| AIM OF THE TASK |
The listing below should be printed exactly, every line of it. Skip the pictures.

| DATASET EXTRACT |

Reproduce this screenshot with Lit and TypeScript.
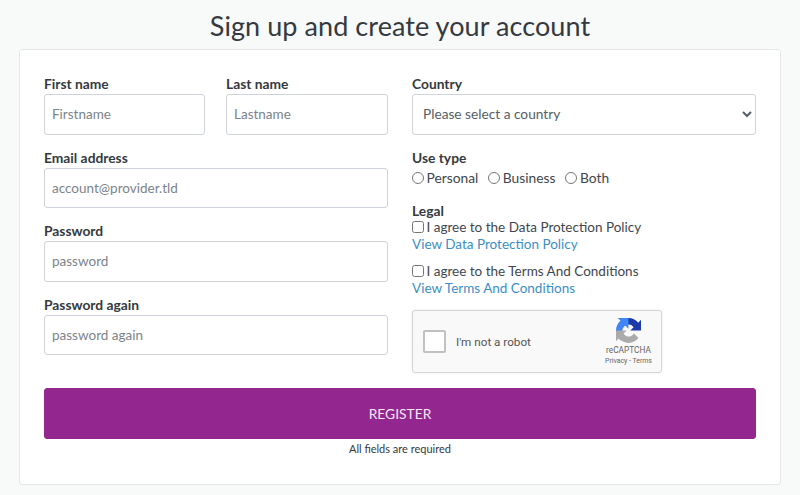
import { LitElement, html, css } from "lit";
import { customElement } from "lit/decorators.js";

@customElement("app-root")
export class AppRoot extends LitElement {
  static styles = css`
    :host { display: block; width: 800px; height: 495px; overflow: hidden; background: #f8f9f9; color: #343a40;
      font-family: "Lato", "Noto Sans", sans-serif; font-size: 14px; box-sizing: border-box; }
    * { box-sizing: border-box; }
    h1 { margin: 0; height: 49px; padding-top: 9px; font-size: 27px; line-height: 34px; font-weight: 400; text-align: center; color: #343a40; letter-spacing: 0.07px; }
    .card { margin: 0 19px; height: 435.5px; background: #fff; border: 1px solid #e4e7ea; border-radius: 3px; padding: 25px 24px 0; }
    .cols { display: grid; grid-template-columns: 344px 344px; column-gap: 24px; }
    .left { display: flex; flex-direction: column; }
    .pair { display: grid; grid-template-columns: 161px 162px; column-gap: 21px; }
    .field { display: flex; flex-direction: column; margin-bottom: 14px; }
    .t { font-weight: 700; font-size: 13.8px; line-height: 18px; margin-bottom: 1px; color: #343a40; display: block; }
    input.c, select { width: 100%; height: 40.5px; border: 1px solid #ced4da; border-radius: 3px; background: #fff; padding: 0 7px; font: inherit; font-size: 13.5px; color: #6c757d; outline: none; }
    input.c::placeholder { color: #7c848b; opacity: 1; }
    select { padding: 0 6px 2px; color: #565e66; font-size: 13.7px; }
    .lbl { display: inline-flex; align-items: center; font-size: 13.8px; color: #3f464d; line-height: 19px; }
    .radios { display: flex; gap: 10px; height: 20px; margin-bottom: 15.4px; }
    input[type=radio], input[type=checkbox] { margin: 0 2.5px 0 0; width: 12px; height: 12px; }
    .legal-t { line-height: 15px; margin-top: 2px; margin-bottom: 1px; }
    .rowc { display: flex; align-items: center; height: 17px; font-size: 13.5px; color: #3f464d; }
    a { color: #3b8fc7; text-decoration: none; font-size: 13.5px; line-height: 16px; display: block; margin-bottom: 11px; }
    .captcha { width: 250px; height: 63px; margin-top: 14.5px; background: #f9f9f9; border: 1px solid #d6d6d6; border-radius: 3px; box-shadow: 0 0 3px rgba(0,0,0,.08); display: flex; align-items: center; padding: 0 6.5px 0 10px; font-family: "Roboto", sans-serif; }
    .box { width: 23px; height: 23px; background: #fff; border: 2px solid #c1c1c1; border-radius: 2px; margin-right: 10px; }
    .rb { font-size: 11.7px; color: #555; }
    .brand { margin-left: auto; width: 52px; display: flex; flex-direction: column; align-items: center; color: #666; }
    .brand svg { width: 25px; height: 25px; margin-bottom: 2px; }
    .brand .n { font-size: 8.3px; line-height: 11px; }
    .brand .p { font-size: 6.9px; line-height: 10px; white-space: nowrap; }
    button { display: block; width: 100%; height: 51px; margin-top: 14.4px; background: #93278f; border: 1px solid #93278f; border-radius: 3px; color: #f6e6f5; font: inherit; font-size: 13.8px; text-transform: uppercase; }
    .note { text-align: center; font-size: 11px; line-height: 15px; margin-top: 2px; color: #343a40; }
  `;
  render() {
    return html`
      <h1>Sign up and create your account</h1>
      <div class="card">
        <div class="cols">
          <div class="left">
            <div class="pair">
              <div class="field"><label class="t">First name</label><input class="c" placeholder="Firstname" /></div>
              <div class="field"><label class="t">Last name</label><input class="c" placeholder="Lastname" /></div>
            </div>
            <div class="field"><label class="t">Email address</label><input class="c" placeholder="account@provider.tld" /></div>
            <div class="field"><label class="t">Password</label><input class="c" placeholder="password" /></div>
            <div class="field"><label class="t">Password again</label><input class="c" placeholder="password again" /></div>
          </div>
          <div>
            <div class="field"><label class="t">Country</label>
              <select><option>Please select a country</option></select>
            </div>
            <div class="t">Use type</div>
            <div class="radios">
              <label class="lbl"><input type="radio" name="u" />Personal</label>
              <label class="lbl"><input type="radio" name="u" />Business</label>
              <label class="lbl"><input type="radio" name="u" />Both</label>
            </div>
            <div class="t legal-t">Legal</div>
            <label class="rowc"><input type="checkbox" />I agree to the Data Protection Policy</label>
            <a href="#">View Data Protection Policy</a>
            <label class="rowc"><input type="checkbox" />I agree to the Terms And Conditions</label>
            <a href="#">View Terms And Conditions</a>
            <div class="captcha">
              <div class="box"></div>
              <span class="rb">I'm not a robot</span>
              <div class="brand">
                <svg viewBox="0 0 64 64">
                  <path d="M64 31.955l-.033-1.37V4.687l-7.16 7.16C50.948 4.674 42.033.093 32.05.093c-10.4 0-19.622 4.96-25.458 12.64l11.736 11.86a15.55 15.55 0 0 1 4.754-5.334c2.05-1.6 4.952-2.906 8.968-2.906.485 0 .86.057 1.135.163 4.976.393 9.288 3.14 11.828 7.124l-8.307 8.307 26.295.008" fill="#1c3aa9"/>
                  <path d="M31.862.002l-1.37.033H4.594l7.16 7.16C4.58 13.054-.001 21.97-.001 31.953c0 10.4 4.96 19.622 12.64 25.458L24.5 45.675a15.55 15.55 0 0 1-5.334-4.754c-1.6-2.05-2.906-4.952-2.906-8.968 0-.485.057-.86.163-1.135.393-4.976 3.14-9.288 7.124-11.828l8.307 8.307.008-26.295" fill="#4285f4"/>
                  <path d="M.002 31.953l.033 1.37v25.898l7.16-7.16c5.86 7.173 14.775 11.754 24.76 11.754 10.4 0 19.622-4.96 25.458-12.64L45.677 39.316a15.55 15.55 0 0 1-4.754 5.334c-2.05 1.6-4.952 2.906-8.968 2.906-.485 0-.86-.057-1.135-.163-4.976-.393-9.288-3.14-11.828-7.124l8.307-8.307-26.295-.008" fill="#ababab"/>
                </svg>
                <span class="n">reCAPTCHA</span>
                <span class="p">Privacy - Terms</span>
              </div>
            </div>
          </div>
        </div>
        <button>Register</button>
        <div class="note">All fields are required</div>
      </div>
    `;
  }
}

| TASK RESULT |
Reproduce this screenshot with Lit and TypeScript.
import { LitElement, html, css } from "lit";
import { customElement } from "lit/decorators.js";

@customElement("app-root")
export class AppRoot extends LitElement {
  static styles = css`
    :host { display: block; width: 800px; height: 495px; overflow: hidden; background: #f8f9f9; color: #343a40;
      font-family: "Lato", "Noto Sans", sans-serif; font-size: 14px; box-sizing: border-box; }
    * { box-sizing: border-box; }
    h1 { margin: 0; height: 49px; padding-top: 9px; font-size: 27px; line-height: 34px; font-weight: 400; text-align: center; color: #343a40; letter-spacing: 0.07px; }
    .card { margin: 0 19px; height: 435.5px; background: #fff; border: 1px solid #e4e7ea; border-radius: 3px; padding: 25px 24px 0; }
    .cols { display: grid; grid-template-columns: 344px 344px; column-gap: 24px; }
    .left { display: flex; flex-direction: column; }
    .pair { display: grid; grid-template-columns: 161px 162px; column-gap: 21px; }
    .field { display: flex; flex-direction: column; margin-bottom: 14px; }
    .t { font-weight: 700; font-size: 13.8px; line-height: 18px; margin-bottom: 1px; color: #343a40; display: block; }
    input.c, select { width: 100%; height: 40.5px; border: 1px solid #ced4da; border-radius: 3px; background: #fff; padding: 0 7px; font: inherit; font-size: 13.5px; color: #6c757d; outline: none; }
    input.c::placeholder { color: #7c848b; opacity: 1; }
    select { padding: 0 6px 2px; color: #565e66; font-size: 13.7px; }
    .lbl { display: inline-flex; align-items: center; font-size: 13.8px; color: #3f464d; line-height: 19px; }
    .radios { display: flex; gap: 10px; height: 20px; margin-bottom: 15.4px; }
    input[type=radio], input[type=checkbox] { margin: 0 2.5px 0 0; width: 12px; height: 12px; }
    .legal-t { line-height: 15px; margin-top: 2px; margin-bottom: 1px; }
    .rowc { display: flex; align-items: center; height: 17px; font-size: 13.5px; color: #3f464d; }
    a { color: #3b8fc7; text-decoration: none; font-size: 13.5px; line-height: 16px; display: block; margin-bottom: 11px; }
    .captcha { width: 250px; height: 63px; margin-top: 14.5px; background: #f9f9f9; border: 1px solid #d6d6d6; border-radius: 3px; box-shadow: 0 0 3px rgba(0,0,0,.08); display: flex; align-items: center; padding: 0 6.5px 0 10px; font-family: "Roboto", sans-serif; }
    .box { width: 23px; height: 23px; background: #fff; border: 2px solid #c1c1c1; border-radius: 2px; margin-right: 10px; }
    .rb { font-size: 11.7px; color: #555; }
    .brand { margin-left: auto; width: 52px; display: flex; flex-direction: column; align-items: center; color: #666; }
    .brand svg { width: 25px; height: 25px; margin-bottom: 2px; }
    .brand .n { font-size: 8.3px; line-height: 11px; }
    .brand .p { font-size: 6.9px; line-height: 10px; white-space: nowrap; }
    button { display: block; width: 100%; height: 51px; margin-top: 14.4px; background: #93278f; border: 1px solid #93278f; border-radius: 3px; color: #f6e6f5; font: inherit; font-size: 13.8px; text-transform: uppercase; }
    .note { text-align: center; font-size: 11px; line-height: 15px; margin-top: 2px; color: #343a40; }
  `;
  render() {
    return html`
      <h1>Sign up and create your account</h1>
      <div class="card">
        <div class="cols">
          <div class="left">
            <div class="pair">
              <div class="field"><label class="t">First name</label><input class="c" placeholder="Firstname" /></div>
              <div class="field"><label class="t">Last name</label><input class="c" placeholder="Lastname" /></div>
            </div>
            <div class="field"><label class="t">Email address</label><input class="c" placeholder="account@provider.tld" /></div>
            <div class="field"><label class="t">Password</label><input class="c" placeholder="password" /></div>
            <div class="field"><label class="t">Password again</label><input class="c" placeholder="password again" /></div>
          </div>
          <div>
            <div class="field"><label class="t">Country</label>
              <select><option>Please select a country</option></select>
            </div>
            <div class="t">Use type</div>
            <div class="radios">
              <label class="lbl"><input type="radio" name="u" />Personal</label>
              <label class="lbl"><input type="radio" name="u" />Business</label>
              <label class="lbl"><input type="radio" name="u" />Both</label>
            </div>
            <div class="t legal-t">Legal</div>
            <label class="rowc"><input type="checkbox" />I agree to the Data Protection Policy</label>
            <a href="#">View Data Protection Policy</a>
            <label class="rowc"><input type="checkbox" />I agree to the Terms And Conditions</label>
            <a href="#">View Terms And Conditions</a>
            <div class="captcha">
              <div class="box"></div>
              <span class="rb">I'm not a robot</span>
              <div class="brand">
                <svg viewBox="0 0 64 64">
                  <path d="M64 31.955l-.033-1.37V4.687l-7.16 7.16C50.948 4.674 42.033.093 32.05.093c-10.4 0-19.622 4.96-25.458 12.64l11.736 11.86a15.55 15.55 0 0 1 4.754-5.334c2.05-1.6 4.952-2.906 8.968-2.906.485 0 .86.057 1.135.163 4.976.393 9.288 3.14 11.828 7.124l-8.307 8.307 26.295.008" fill="#1c3aa9"/>
                  <path d="M31.862.002l-1.37.033H4.594l7.16 7.16C4.58 13.054-.001 21.97-.001 31.953c0 10.4 4.96 19.622 12.64 25.458L24.5 45.675a15.55 15.55 0 0 1-5.334-4.754c-1.6-2.05-2.906-4.952-2.906-8.968 0-.485.057-.86.163-1.135.393-4.976 3.14-9.288 7.124-11.828l8.307 8.307.008-26.295" fill="#4285f4"/>
                  <path d="M.002 31.953l.033 1.37v25.898l7.16-7.16c5.86 7.173 14.775 11.754 24.76 11.754 10.4 0 19.622-4.96 25.458-12.64L45.677 39.316a15.55 15.55 0 0 1-4.754 5.334c-2.05 1.6-4.952 2.906-8.968 2.906-.485 0-.86-.057-1.135-.163-4.976-.393-9.288-3.14-11.828-7.124l8.307-8.307-26.295-.008" fill="#ababab"/>
                </svg>
                <span class="n">reCAPTCHA</span>
                <span class="p">Privacy - Terms</span>
              </div>
            </div>
          </div>
        </div>
        <button>Register</button>
        <div class="note">All fields are required</div>
      </div>
    `;
  }
}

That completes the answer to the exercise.